MARIA SYLVIA CARVALHO FRANCO
UM LEITOR, docente universitário, escreveu-me que deixou de votar por "fadiga eleitoral, saturado da mesmice sem futuro e da corrupção". Grave desencanto, diante da vida pública sem grandeza, plena de meganegociações e microfinalidades.
O olhar político fecha-se no cálculo financeiro, apto a salvar protagonistas em situação difícil, no caso, apertos orçamentários do governo Serra. Caiu do céu o corte de recursos e a ingerência nas universidades públicas paulistas. Serra ignorava (dizem tucanos) que as verbas dessa área seriam afetadas, que a mudança nela interposta se dera à revelia dos reitores. Mas as intervenções foram sistêmicas: veto a recursos aprovados no Legislativo; retenção "temporária" de verbas, monitoramento das universidades por secretaria específica; interferência no Conselho de Reitores; gestão financeira submetida à burocracia oficial. Serra lamentou a falta de informação aos reitores, pois, cientes, pressionariam a Assembléia no debate orçamentário.

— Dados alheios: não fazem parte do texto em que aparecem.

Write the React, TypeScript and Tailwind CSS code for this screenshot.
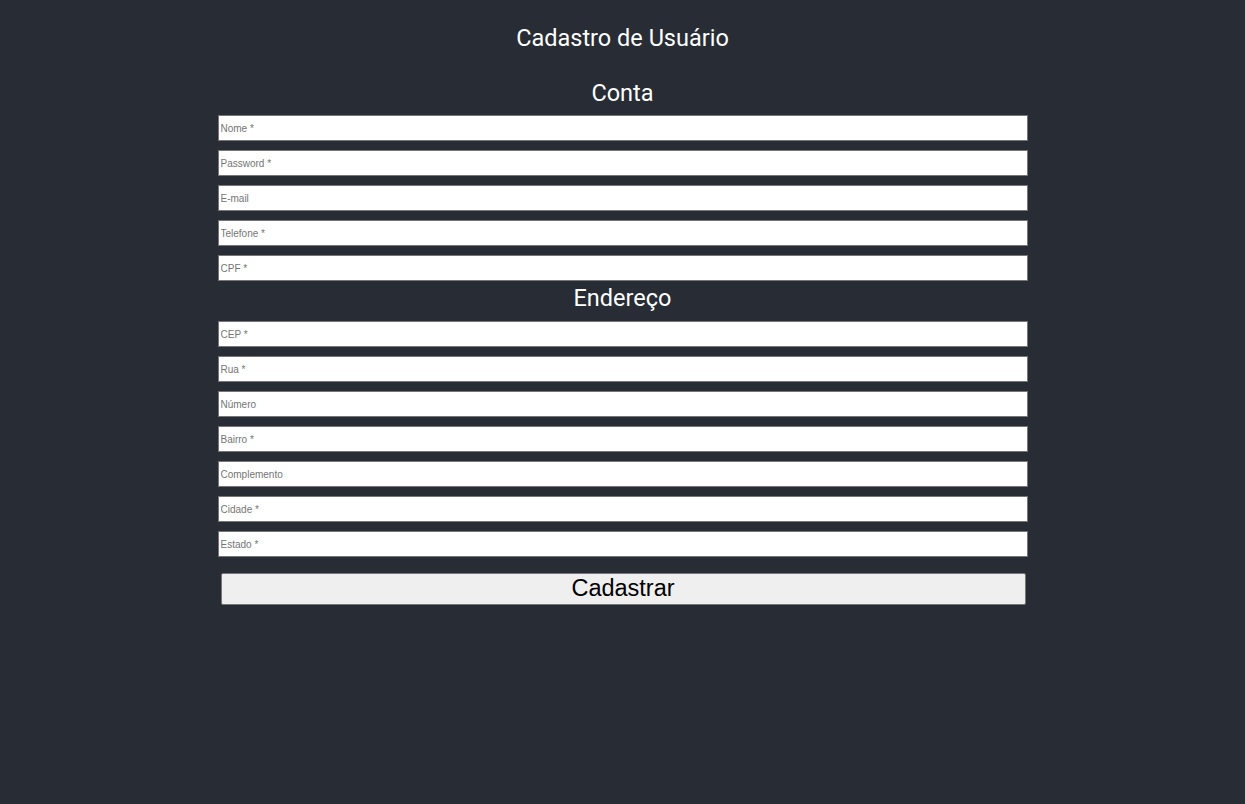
import React from 'react';

const contaFields = ['Nome *', 'Password *', 'E-mail', 'Telefone *', 'CPF *'];
const enderecoFields = ['CEP *', 'Rua *', 'Número', 'Bairro *', 'Complemento', 'Cidade *', 'Estado *'];

const Field: React.FC<{ placeholder: string }> = ({ placeholder }) => (
  <input
    type="text"
    placeholder={placeholder}
    className="block w-full h-[26px] bg-white border border-[#767676] px-[2px] text-[10px] text-black placeholder:text-[#757575] outline-none font-['Liberation_Sans',Arial,sans-serif]"
  />
);

const App: React.FC = () => {
  return (
    <div className="min-h-screen bg-[#282c34] pt-[24px] font-['Roboto',sans-serif]">
      <h1 className="text-center text-white text-[23.5px] leading-[28px]">Cadastro de Usuário</h1>

      <form className="w-[810px] mx-auto mt-[27px]" onSubmit={(e) => e.preventDefault()}>
        <h2 className="text-center text-white text-[23.5px] leading-[28px] mb-[8px]">Conta</h2>
        <div className="flex flex-col gap-[9px]">
          {contaFields.map((f) => (
            <Field key={f} placeholder={f} />
          ))}
        </div>

        <h2 className="text-center text-white text-[23.5px] leading-[28px] mt-[3px] mb-[9px]">Endereço</h2>
        <div className="flex flex-col gap-[9px]">
          {enderecoFields.map((f) => (
            <Field key={f} placeholder={f} />
          ))}
        </div>

        <button
          type="submit"
          className="block ml-[3px] mt-[16px] w-[805px] h-[32px] bg-[#efefef] border border-[#767676] rounded-[2px] text-black text-[23.5px] leading-[26px] pb-[2px] font-['Liberation_Sans',Arial,sans-serif]"
        >
          Cadastrar
        </button>
      </form>
    </div>
  );
};

export default App;
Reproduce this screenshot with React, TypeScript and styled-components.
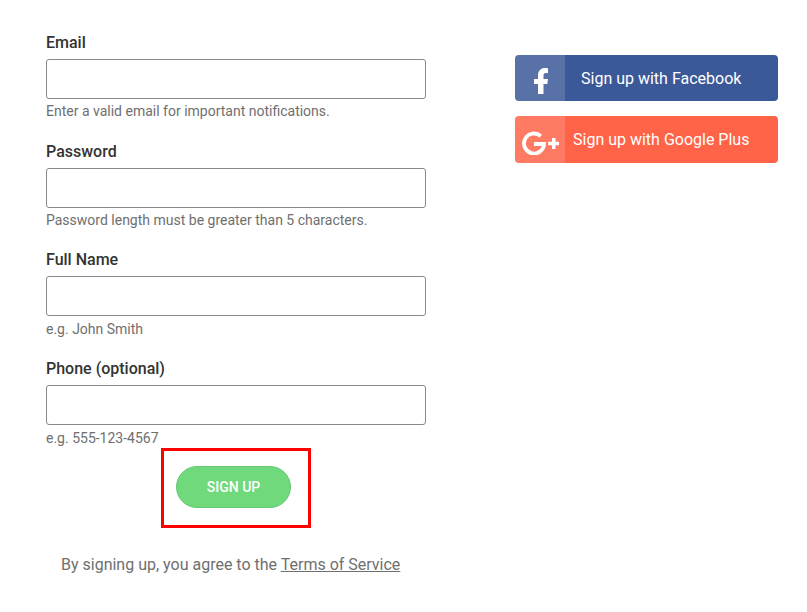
import React from "react";
import styled, { createGlobalStyle } from "styled-components";

const Global = createGlobalStyle`
  html, body { margin: 0; padding: 0; background: #fff; }
  body {
    font-family: Roboto, "Liberation Sans", sans-serif;
    overflow: hidden;
  }
`;

const Page = styled.div`
  display: flex;
  align-items: flex-start;
  width: 807px;
  height: 612px;
  padding: 32px 0 0 46px;
  box-sizing: border-box;
`;

const FormColumn = styled.form`
  display: flex;
  flex-direction: column;
  width: 380px;
  flex: none;
`;

const Field = styled.div`
  display: flex;
  flex-direction: column;
  height: 108.7px;
`;

const Label = styled.label`
  font-size: 16px;
  font-weight: 500;
  line-height: 20px;
  color: #333;
  padding-top: 1px;
  margin-bottom: 6px;
`;

const Input = styled.input`
  display: block;
  width: 100%;
  height: 40px;
  box-sizing: border-box;
  border: 1px solid #888;
  border-radius: 3px;
  background: #fff;
  outline: none;
`;

const Hint = styled.span`
  font-size: 14px;
  line-height: 20px;
  color: #6f6f6f;
  margin-top: 2.45px;
`;

const Highlight = styled.div`
  align-self: flex-start;
  margin: -18.8px 0 0 115px;
  width: 150px;
  height: 80px;
  box-sizing: border-box;
  border: 3px solid #f00;
  padding: 15px 0 0 12px;
`;

const SubmitButton = styled.button`
  display: block;
  width: 115px;
  height: 42px;
  border: 1px solid #66c975;
  border-radius: 21px;
  background: #6fd97c;
  color: #fff;
  font-family: inherit;
  font-size: 14px;
  font-weight: 500;
  padding: 0;
`;

const Terms = styled.p`
  margin: 27px 0 0 15px;
  font-size: 16px;
  line-height: 20px;
  color: #6f6f6f;
`;

const TermsLink = styled.a`
  color: #6f6f6f;
  text-decoration: underline;
`;

const SocialColumn = styled.div`
  display: flex;
  flex-direction: column;
  gap: 15px;
  width: 263px;
  margin: 23px 0 0 89px;
  flex: none;
`;

const SocialButton = styled.a<{ $bg: string; $h: number }>`
  display: flex;
  align-items: center;
  height: ${(p) => p.$h}px;
  background: ${(p) => p.$bg};
  border-radius: 4px;
  overflow: hidden;
  color: #fff;
`;

const SocialIcon = styled.span<{ $top: number }>`
  display: flex;
  align-items: center;
  justify-content: center;
  width: 50px;
  height: 100%;
  box-sizing: border-box;
  padding: ${(p) => p.$top}px 0 0 2px;
  flex: none;
  background: rgba(255, 255, 255, 0.15);
`;

const SocialLabel = styled.span<{ $left: number; $top: number }>`
  font-size: 16px;
  line-height: 20px;
  margin-left: ${(p) => p.$left}px;
  padding-top: ${(p) => p.$top}px;
`;

const FacebookGlyph = () => (
  <svg width="14" height="26" viewBox="0 0 14 26" fill="#fff">
    <path d="M4 26V16H0v-5h4V7.500C4 2.500 7 0 11 0c1.300 0 2.500.1 3 .2v4.800h-2c-2 0-2.500 1-2.500 2.500V11H14l-.7 5H9.500v10z" />
  </svg>
);

const GooglePlusGlyph = () => (
  <svg width="38" height="24" viewBox="0 0 38 24">
    <path d="M18.800 5.200A10 10 0 1 0 22 13H12" fill="none" stroke="#fff" strokeWidth="3.800" />
    <path d="M30 7h3.500v3.800h3.500v3.400h-3.500V18H30v-3.800h-3.800v-3.400H30z" fill="#fff" />
  </svg>
);

const fields = [
  { label: "Email", hint: "Enter a valid email for important notifications." },
  { label: "Password", hint: "Password length must be greater than 5 characters." },
  { label: "Full Name", hint: "e.g. John Smith" },
  { label: "Phone (optional)", hint: "e.g. 555-123-4567" },
];

export default function App() {
  return (
    <>
      <Global />
      <Page>
        <FormColumn>
          {fields.map((f) => (
            <Field key={f.label}>
              <Label>{f.label}</Label>
              <Input />
              <Hint>{f.hint}</Hint>
            </Field>
          ))}
          <Highlight>
            <SubmitButton type="button">SIGN UP</SubmitButton>
          </Highlight>
          <Terms>
            By signing up, you agree to the <TermsLink>Terms of Service</TermsLink>
          </Terms>
        </FormColumn>
        <SocialColumn>
          <SocialButton $bg="#3b5998" $h={46}>
            <SocialIcon $top={6}><FacebookGlyph /></SocialIcon>
            <SocialLabel $left={16} $top={1}>Sign up with Facebook</SocialLabel>
          </SocialButton>
          <SocialButton $bg="#ff6348" $h={47}>
            <SocialIcon $top={7}><GooglePlusGlyph /></SocialIcon>
            <SocialLabel $left={8} $top={0}>Sign up with Google Plus</SocialLabel>
          </SocialButton>
        </SocialColumn>
      </Page>
    </>
  );
}
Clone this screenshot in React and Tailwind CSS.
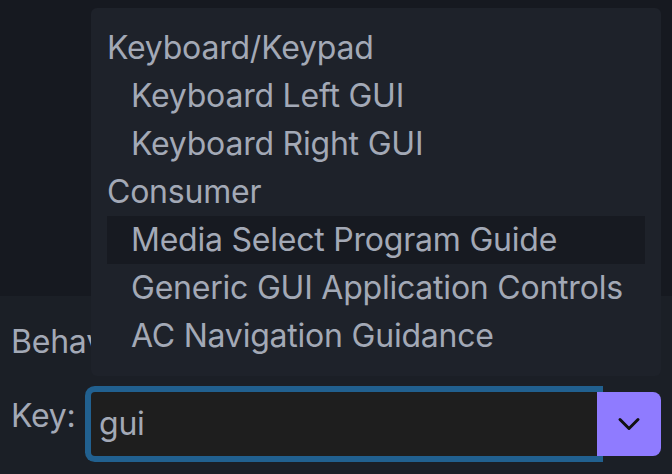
import React from "react";
import { ChevronDown } from "lucide-react";

const OPTIONS = [
  { label: "Keyboard/Keypad", group: true },
  { label: "Keyboard Left GUI" },
  { label: "Keyboard Right GUI" },
  { label: "Consumer", group: true },
  { label: "Media Select Program Guide", active: true },
  { label: "Generic GUI Application Controls" },
  { label: "AC Navigation Guidance" },
];

const App = () => {
  return (
    <div className="relative h-[474px] w-[672px] overflow-hidden bg-[#1b1f26] font-['Inter',sans-serif] text-[32px] leading-[48px] tracking-[-0.22px] text-[#a3a9b6]">
      <div className="h-[296px] bg-[#161920]" />

      <div className="px-[11px] pt-[22px]">
        <p>Behavior:</p>
        <div className="mt-[26px] flex items-start gap-[16px]">
          <span className="w-[64px]">Key:</span>
          <div className="flex h-[64px] w-[570px]">
            <div className="flex flex-1 items-center rounded-l-[4px] bg-[#1e1e1e] pl-[8px] text-[#a3a9b6] ring-[6px] ring-[#21608f]">
              gui
            </div>
            <button type="button" className="relative flex w-[64px] items-center justify-center rounded-r-[8px] bg-[#8f7bff] text-[#111]">
              <ChevronDown size={36} strokeWidth={2} />
            </button>
          </div>
        </div>
      </div>

      {/* dropdown list */}
      <div className="absolute left-[91px] top-[8px] w-[570px] rounded-[6px] bg-[#1e222a] p-[16px]">
        {OPTIONS.map((opt) => (
          <div
            key={opt.label}
            className={`h-[48px] whitespace-nowrap ${opt.group ? "" : "pl-[24px]"} ${opt.active ? "bg-[#171a21]" : ""}`}
          >
            {opt.label}
          </div>
        ))}
      </div>
    </div>
  );
};

export default App;
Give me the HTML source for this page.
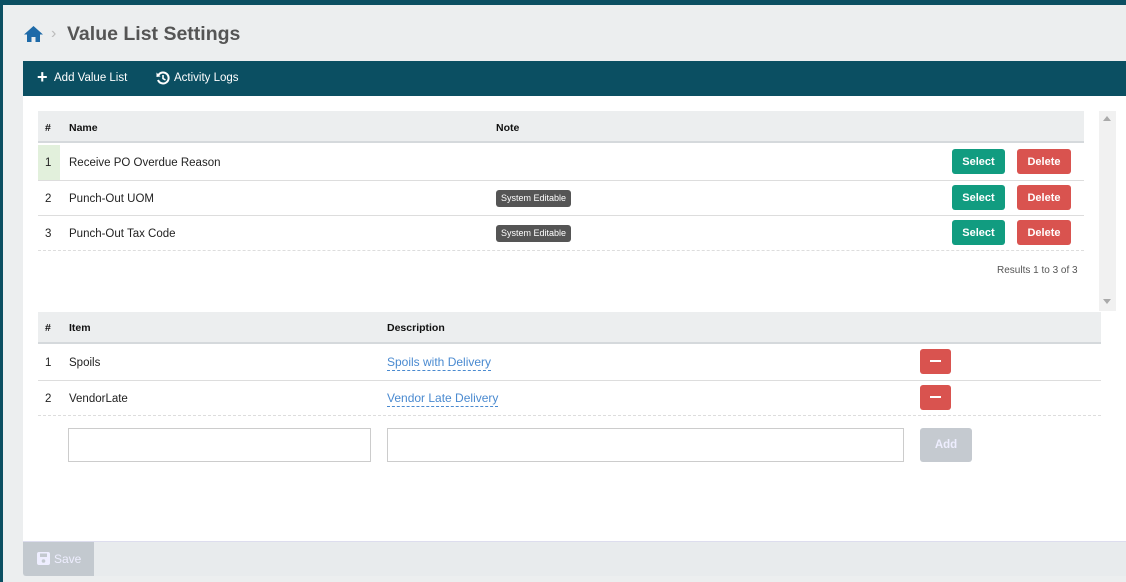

Custa crer que uma instituição de Estado, essencial à soberania do país, seja assim instrumentalizada. As justificativas desse afã centralizador se auto-anulam. Alega-se o "aprimoramento contínuo das universidades e participação no desenvolvimento do país", invocando melhoria do ensino básico, controle do desemprego, combate à exclusão, uso de privilégios em favor do povo, segundo a retórica dominante. À universidade não cabe responder diretamente a tais ações, e a dita ínfima quantia a ser dela subtraída torna irrisória qualquer prática nesses campos. Só o orçamento da Secretaria da Educação prevê cerca de R$ 11 bilhões, mais de duas vezes o das universidades. A excelência em pesquisa e ensino superior tem preço alto (em mil sentidos), mas cada minuto, zelo e centavo nela investidos geram riqueza material e humana e fazem da universidade a mediação chave para enfrentar aqueles desafios em âmbito nacional, para além de limites estaduais. Quanto à inclusão social, as três universidades aplicam, com sucesso, soluções adequadas às suas estruturas e meios.
Vincular autonomia universitária a "função social" e confundir liberdade com "fazer o que quer" é deplorável. Determinar, de fora, o processo cognitivo é sustar e perverter sua dinâmica e sentido. E "história pessoal" não avaliza intenções: poderosos, não raro, a desmentem. Espanta que universitários ensaiem o retrocesso de sua própria matriz: de triste memória é o sucateamento das universidades federais na era FHC. Explica-se, por aí, o "baccia mano" de seus reitores ao candidato Lula. Dessa mácula saíram imunes os autônomos campi paulistas.